Monday, July 23, 2007

Parables of Sri Ramakrishna Parama Hamsa

A group of fisher-women who were on their way home from a distant market held on an afternoon, were overtaken by a heavy hail-storm at nightfall and were compelled to take shelter in a florist's cottage nearby. Their kindly host allowed them to sleep that night in a room where he had kept some baskets of sweet-smelling flowers for supplying his customers on the morrow. The atmosphere of the room, filled with the fragrance of flowers, was too good for the fisher-women and they could not, therefore, get even a wink of sleep. At last one of them suggested a remedy. "Let us sprinkle," she said, "a little water on our empty fish-baskets and place them close to us. That would keep this troublesome smell of flowers from spoiling our sleep." Every one gladly agreed to the proposal and acted accordingly; and soon all began to snore. Such indeed is the power and influence of habit! The worldly soul brought up in and accustomed to materialistic thoughts and surroundings cannot breathe long in an atmosphere of purity and renunciation without feeling restlessness and discomfort.

Sri Sathya Sai Baba Stories and Parables

Once Jesus was walking along the streets of a city। It was a slum area. He saw a young man rolling in dirt, dead drunk. He went to him, sat by his side and woke him up. The young man opened his eyes and saw Jesus. Jesus asked him: "Son! Why are you wasting your precious youth in drinking?" The young man replied: "Master!, I was a leper. You cured me of my leprosy. What else can I do?" Jesus heaved a sigh and walked away.

In another street he saw a man madly pursuing a beautiful woman। Jesus caught hold of him and asked him: "Son! Why do you desecrate your body by indulging in such a sinful act?" The man replied: "Master! I was really blind. You gave me vision. What else can I do?"

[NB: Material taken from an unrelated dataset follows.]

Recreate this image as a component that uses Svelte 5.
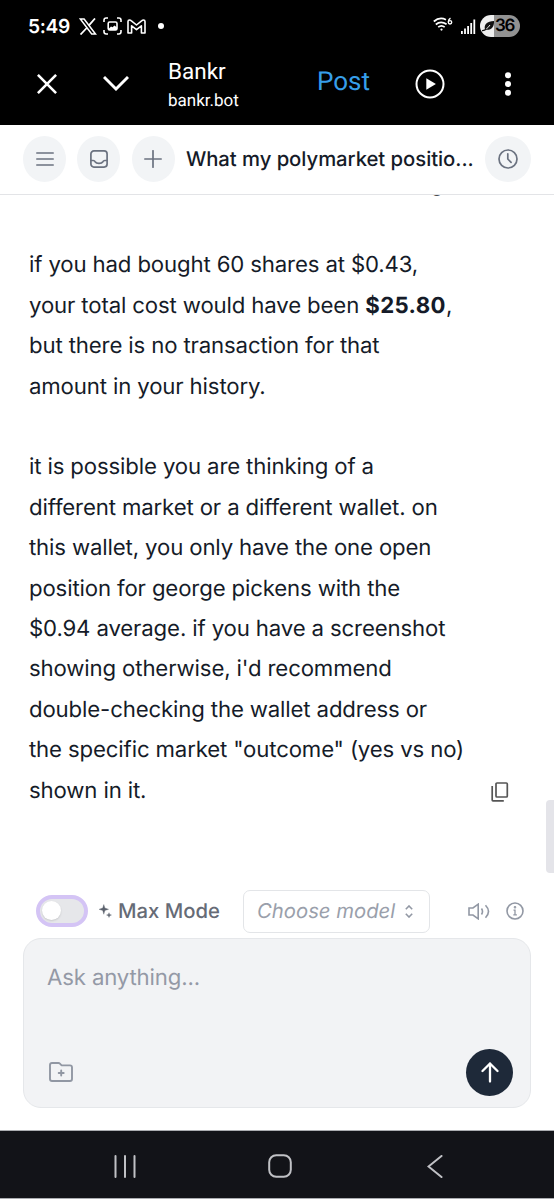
<script lang="ts">
	const message = [
		[
			'if you had bought 60 shares at $0.43,',
			'your total cost would have been **$25.80**,',
			'but there is no transaction for that',
			'amount in your history.'
		],
		[
			'it is possible you are thinking of a',
			'different market or a different wallet. on',
			'this wallet, you only have the one open',
			'position for george pickens with the',
			'$0.94 average. if you have a screenshot',
			"showing otherwise, i'd recommend",
			'double-checking the wallet address or',
			'the specific market "outcome" (yes vs no)',
			'shown in it.'
		]
	];
	const bars = [3, 5.5, 8, 11, 14.5];
</script>

<div class="screen">
	<div class="status">
		<span class="time">5:49</span>
		<svg class="x" width="18" height="17" viewBox="0 0 18 17" fill="none" stroke="#fff" stroke-width="1.5">
			<path d="M1.3 1h3.8l11.4 15h-3.8z" />
			<path d="M16 .5 9.7 7.6M7.7 10 1.5 16.5" stroke-width="1.8" />
		</svg>
		<svg class="shot" width="19" height="18" viewBox="0 0 19 18" fill="none" stroke="#fff" stroke-width="1.6">
			<path d="M1 5V3.2Q1 1 3.2 1H5M14 1h1.8Q18 1 18 3.2V5M18 13v1.8q0 2.2-2.2 2.2H14M5 17H3.2Q1 17 1 14.8V13" />
			<rect x="5.2" y="5" width="8.8" height="8" rx="1.5" />
			<path d="m5.500 12 2.500-2.500 1.500.8 2-1.800 2.500 2V13H5.500z" fill="#fff" stroke="none" />
		</svg>
		<svg class="mail" width="19" height="15" viewBox="0 0 19 15" fill="none" stroke="#fff" stroke-width="1.6">
			<path d="M1 14V2.600Q1 1 2.600 1q.8 0 1.500.6L9.500 6l5.400-4.400Q15.600 1 16.400 1 18 1 18 2.600V14h-3.600V6.800L9.500 10.600 4.600 6.800V14z" stroke-linejoin="round" />
		</svg>
		<i class="dot"></i>
		<svg class="wifi" width="20" height="15" viewBox="0 0 20 15" fill="none" stroke="#fff" stroke-width="1.7">
			<path d="M.8 4.500Q6.500-.5 13 2.700M2.800 7.500q5-4.200 10.800-.2M5.200 10.200q3.300-2.700 6.500 0" />
			<circle cx="8.5" cy="12.6" r="1.1" fill="#fff" stroke="none" />
			<path d="M17.500 1.200q-2 1.300-2.200 3.500" stroke-width="1.4" />
			<circle cx="17" cy="5.3" r="1.7" stroke-width="1.4" />
		</svg>
		<svg class="signal" width="15" height="15" viewBox="0 0 15 15" fill="#fff">
			{#each bars as h, i}
				<rect x={i * 3.1} y={15 - h} width="1.8" height={h} />
			{/each}
		</svg>
		<div class="battery">
			<svg width="13" height="12" viewBox="0 0 13 12">
				<path d="M3 9.500C1.500 4.500 5 1.500 12 1c.3 5.500-2.500 9-7 8.800z" fill="#111" />
				<path d="M3.500 9.500Q6 8 8 5" fill="none" stroke="#eee" stroke-width="1" />
				<path d="M0 10.600q2.500.2 4.500-1.800" fill="none" stroke="#111" stroke-width="1.3" />
			</svg>
			<span>36</span>
		</div>
	</div>

	<div class="appbar">
		<svg class="close" width="20" height="20" viewBox="0 0 20 20" fill="none" stroke="#fff" stroke-width="2.6">
			<path d="m.9.9 18.200 18.200M19.100.9.9 19.100" />
		</svg>
		<svg class="down" width="26" height="15" viewBox="0 0 26 15" fill="none" stroke="#fff" stroke-width="2.9">
			<path d="m1 1 12 12L25 1" />
		</svg>
		<div class="site">
			<b>Bankr</b>
			<small>bankr.bot</small>
		</div>
		<span class="post">Post</span>
		<svg class="play" width="30" height="30" viewBox="0 0 30 30" fill="none" stroke="#fff" stroke-width="2">
			<circle cx="15" cy="15" r="13.5" />
			<path d="m11.300 9.300 9.600 5.700-9.600 5.700z" fill="#fff" stroke="none" />
		</svg>
		<svg class="more" width="6" height="24" viewBox="0 0 6 24" fill="#fff">
			<circle cx="3" cy="3.2" r="3" /><circle cx="3" cy="12" r="3" /><circle cx="3" cy="20.8" r="3" />
		</svg>
	</div>

	<header>
		<button aria-label="Menu">
			<svg width="18" height="16" viewBox="0 0 18 16"><path d="M.8 2h16.400M.8 8h16.400M.8 14h16.400" /></svg>
		</button>
		<button aria-label="Inbox">
			<svg width="18" height="18" viewBox="0 0 18 18">
				<rect x=".9" y=".9" width="16.2" height="16.2" rx="3" />
				<path d="M1 10.500h2.200q1.300 0 1.900 1.200 1 1.700 3.900 1.700t3.900-1.700q.6-1.200 1.900-1.200H17" />
			</svg>
		</button>
		<button aria-label="New">
			<svg width="18" height="18" viewBox="0 0 18 18"><path d="M.8 9h16.400M9 .8v16.400" /></svg>
		</button>
		<h1>What my polymarket positio...</h1>
		<button class="history" aria-label="History">
			<svg width="20" height="20" viewBox="0 0 20 20"><circle cx="10" cy="10" r="9" /><path d="M9.800 4.800V10l3.300 3.300" /></svg>
		</button>
	</header>

	<main>
		<p class="scrolled">g</p>
		{#each message as paragraph}
			<p>
				{#each paragraph as line}
					<span class="line">
						{#each line.split('**') as part, i}{#if i % 2}<strong>{part}</strong>{:else}{part}{/if}{/each}
					</span>
				{/each}
			</p>
		{/each}
		<svg class="copy" width="18" height="20" viewBox="0 0 18 20" fill="none" stroke="#555" stroke-width="1.7">
			<rect x="5" y="1" width="11.3" height="14" rx="1" />
			<path d="M1.200 4v14q0 .8.8.8h10.800" />
		</svg>
		<i class="thumb"></i>
	</main>

	<div class="options">
		<span class="toggle"></span>
		<svg class="sparkle" width="13" height="14" viewBox="0 0 13 14" fill="#5b616d" stroke="#5b616d" stroke-width=".3">
			<path d="M4.800.5 5.900 4 9.600 5.300 5.900 6.600 4.800 10.300 3.700 6.600 0 5.300 3.700 4zM10 8.700l.7 1.700 1.800.6-1.800.7-.7 1.800-.7-1.800-1.800-.7 1.800-.6z" />
		</svg>
		<span class="max">Max Mode</span>
		<div class="select">
			<em>Choose model</em>
			<svg width="8" height="13" viewBox="0 0 8 13"><path d="m.8 4.200 3.200-3.200 3.200 3.200M.8 8.800 4 12l3.200-3.200" /></svg>
		</div>
		<svg class="sound" width="22" height="17" viewBox="0 0 22 17">
			<path d="M1 5h4l5.200-3.800v14.600L5 12H1zM13.500 5.500q2 3 0 6M17.500 2.300q6 6.200 0 12.400" />
		</svg>
		<svg class="info" width="18" height="18" viewBox="0 0 18 18">
			<circle cx="9" cy="9" r="8" /><path d="M7.500 8.200H9v4.500M7.300 12.900h3.600" stroke-width="1.3" /><circle cx="9" cy="5.2" r=".5" />
		</svg>
	</div>

	<div class="composer">
		<div class="placeholder">Ask anything...</div>
		<div class="actions">
			<svg width="24" height="20" viewBox="0 0 24 20" fill="none" stroke="#9197a3" stroke-width="1.9" stroke-linecap="round" stroke-linejoin="round">
				<path d="M1 3q0-2 2-2h6.500q.8 0 1.400.6l1.200 1.200q.6.6 1.400.6H21q2 0 2 2V17q0 2-2 2H3q-2 0-2-2z" />
				<path d="M12.200 8.500v5M9.700 11h5" />
			</svg>
			<button aria-label="Send">
				<svg width="18" height="21" viewBox="0 0 18 21" fill="none" stroke="#fff" stroke-width="2.3" stroke-linecap="round" stroke-linejoin="round">
					<path d="M9 19.500V1.500M1.500 9 9 1.500 16.500 9" />
				</svg>
			</button>
		</div>
	</div>

	<nav>
		<svg width="22" height="23" viewBox="0 0 22 23"><path d="M1.500 1v21M11 1v21M20.500 1v21" /></svg>
		<svg class="home" width="24" height="24" viewBox="0 0 24 24"><rect x="1.2" y="1.2" width="21.6" height="21.6" rx="7" /></svg>
		<svg width="16" height="23" viewBox="0 0 16 23"><path d="M14.500 1 1.500 11.500l13 10.500" /></svg>
	</nav>
</div>

<style>
	:global(body) {
		background: #fff;
	}

	.screen {
		width: 554px;
		height: 1200px;
		display: flex;
		flex-direction: column;
		overflow: hidden;
		font-family: Inter, sans-serif;
		text-rendering: geometricPrecision;
		color: #151b28;
	}

	svg {
		display: block;
		flex: none;
	}

	.status {
		height: 52px;
		box-sizing: border-box;
		display: flex;
		align-items: center;
		padding: 0 34px 0 28px;
		background: #000;
		color: #fff;
	}

	.time {
		width: 51px;
		font-size: 19.2px;
		font-weight: 600;
		letter-spacing: -0.3px;
	}

	.shot {
		margin-left: 6px;
	}

	.mail {
		margin-left: 5px;
	}

	.dot {
		width: 6px;
		height: 6px;
		margin-left: 12px;
		border-radius: 50%;
		background: #fff;
	}

	.wifi {
		margin: -4px 0 0 auto;
	}

	.signal {
		margin-left: 8px;
	}

	.battery {
		display: flex;
		align-items: center;
		width: 40px;
		height: 22px;
		margin-left: 4px;
		box-sizing: border-box;
		padding-left: 2px;
		border-radius: 11px;
		background: linear-gradient(90deg, #eee 14px, #929292 14px);
		color: #000;
		font-size: 17px;
		font-weight: 600;
		letter-spacing: -1.2px;
	}

	.appbar {
		height: 73px;
		display: flex;
		align-items: center;
		background: #000;
		color: #fff;
		font-family: Roboto, sans-serif;
	}

	.close {
		margin: -10px 0 0 37px;
	}

	.down {
		margin: -10px 0 0 46px;
	}

	.site {
		width: 149px;
		margin: -3px 0 0 39px;
	}

	.site b,
	.site small {
		display: block;
		font-weight: 400;
	}

	.site b {
		font-size: 22.5px;
		line-height: 28px;
	}

	.site small {
		font-size: 17px;
		line-height: 30px;
	}

	.post {
		width: 98px;
		margin-top: -14px;
		color: #369ee9;
		font-size: 26px;
	}

	.play {
		margin-top: -10px;
	}

	.more {
		margin: -10px 0 0 60px;
	}

	header {
		position: relative;
		z-index: 1;
		height: 70px;
		box-sizing: border-box;
		display: flex;
		align-items: center;
		padding: 0 23px 2px;
		border-bottom: 1px solid #e3e4e7;
		background: #fff;
	}

	button {
		flex: none;
		display: grid;
		place-items: center;
		padding: 0;
		border: 0;
	}

	header button {
		width: 43px;
		height: 46px;
		margin-right: 11.3px;
		border-radius: 50%;
		background: #f2f4f6;
	}

	header button svg {
		fill: none;
		stroke: #6b7280;
		stroke-width: 1.7;
		stroke-linecap: round;
	}

	header .history {
		width: 46px;
		margin: 0 0 0 auto;
	}

	h1 {
		margin: 0;
		font-size: 20.3px;
		font-weight: 500;
		letter-spacing: -0.05px;
		white-space: nowrap;
	}

	main {
		position: relative;
		height: 694px;
		padding-left: 29px;
		font-size: 22.2px;
		line-height: 40.4px;
		letter-spacing: -0.14px;
	}

	main p {
		margin: 0 0 40.4px;
		white-space: nowrap;
	}

	main .scrolled {
		margin: -30.7px 0 40.7px 401px;
	}

	.line {
		display: block;
	}

	strong {
		font-weight: 700;
		letter-spacing: 0.4px;
	}

	.copy {
		position: absolute;
		left: 490.5px;
		top: 587px;
	}

	.thumb {
		position: absolute;
		right: 0;
		top: 605px;
		width: 8px;
		height: 73px;
		border-radius: 4px 0 0 4px;
		background: #e4e4e9;
	}

	.options {
		display: flex;
		align-items: center;
		height: 44px;
		padding: 0 30px 0 36px;
	}

	.toggle {
		box-sizing: border-box;
		width: 52px;
		height: 32px;
		padding: 2px;
		border: 4px solid #d4c4f5;
		border-radius: 16px;
		background: #e6e7ea;
	}

	.toggle::before {
		content: '';
		display: block;
		width: 19px;
		height: 19px;
		border-radius: 50%;
		background: #fff;
		box-shadow: 0 1px 2px #0002;
	}

	.sparkle {
		margin-left: 11px;
	}

	.max {
		width: 125px;
		margin: -2px 0 0 6px;
		color: #666b76;
		font-size: 20.3px;
		font-weight: 500;
		white-space: nowrap;
	}

	.select {
		display: flex;
		align-items: center;
		width: 187px;
		height: 43px;
		box-sizing: border-box;
		padding-left: 13px;
		border: 1px solid #e3e5e8;
		border-radius: 7px;
		color: #9a9fab;
		font-size: 20.3px;
	}

	.select em {
		width: 138px;
		margin: -2px 9.5px 0 0;
		white-space: nowrap;
	}

	.select svg,
	.sound,
	.info {
		fill: none;
		stroke: #9298a4;
		stroke-width: 1.6;
	}

	.sound {
		margin-left: auto;
	}

	.info {
		margin-left: 16px;
	}

	.composer {
		height: 170px;
		box-sizing: border-box;
		display: flex;
		flex-direction: column;
		justify-content: space-between;
		margin: 5px 23px 22px;
		padding: 25px 17px 11px 23px;
		border: 1px solid #e5e7ea;
		border-radius: 18px;
		background: #f2f3f5;
	}

	.placeholder {
		color: #9499a6;
		font-size: 22.2px;
		line-height: 28px;
		letter-spacing: -0.14px;
	}

	.actions {
		display: flex;
		align-items: center;
		justify-content: space-between;
	}

	.actions > svg {
		margin: -1px 0 0 2px;
	}

	.actions button {
		width: 47px;
		height: 47px;
		border-radius: 50%;
		background: #1e2939;
	}

	nav {
		flex: none;
		height: 69px;
		box-sizing: border-box;
		display: flex;
		align-items: center;
		justify-content: space-between;
		padding: 3px 111px 0 114px;
		border: solid #aaacb0;
		border-width: 1px 0;
		background: #121318;
	}

	nav svg {
		fill: none;
		stroke: #c0c1c5;
		stroke-width: 2;
		stroke-linecap: round;
	}

	.home {
		margin-right: 3px;
	}
</style>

Jesus trudged along another street। He saw an old man crying bitterly. Jesus approached him and gently touched him. The old man wiped his tears and looked at Jesus. Jesus questioned him: "Why are you weeping old man?" The old man said: "Master! I was nearly dead. You granted me life. What else can I do except weep in this old age?"In times of difficulty and distress, we cry out for God's help. But when God, out of His boundless love and compassion, responds to our prayer, we ignore Him and fall back into our self-centered life. One must guard oneself against this greatest sin of ingratitude towards God.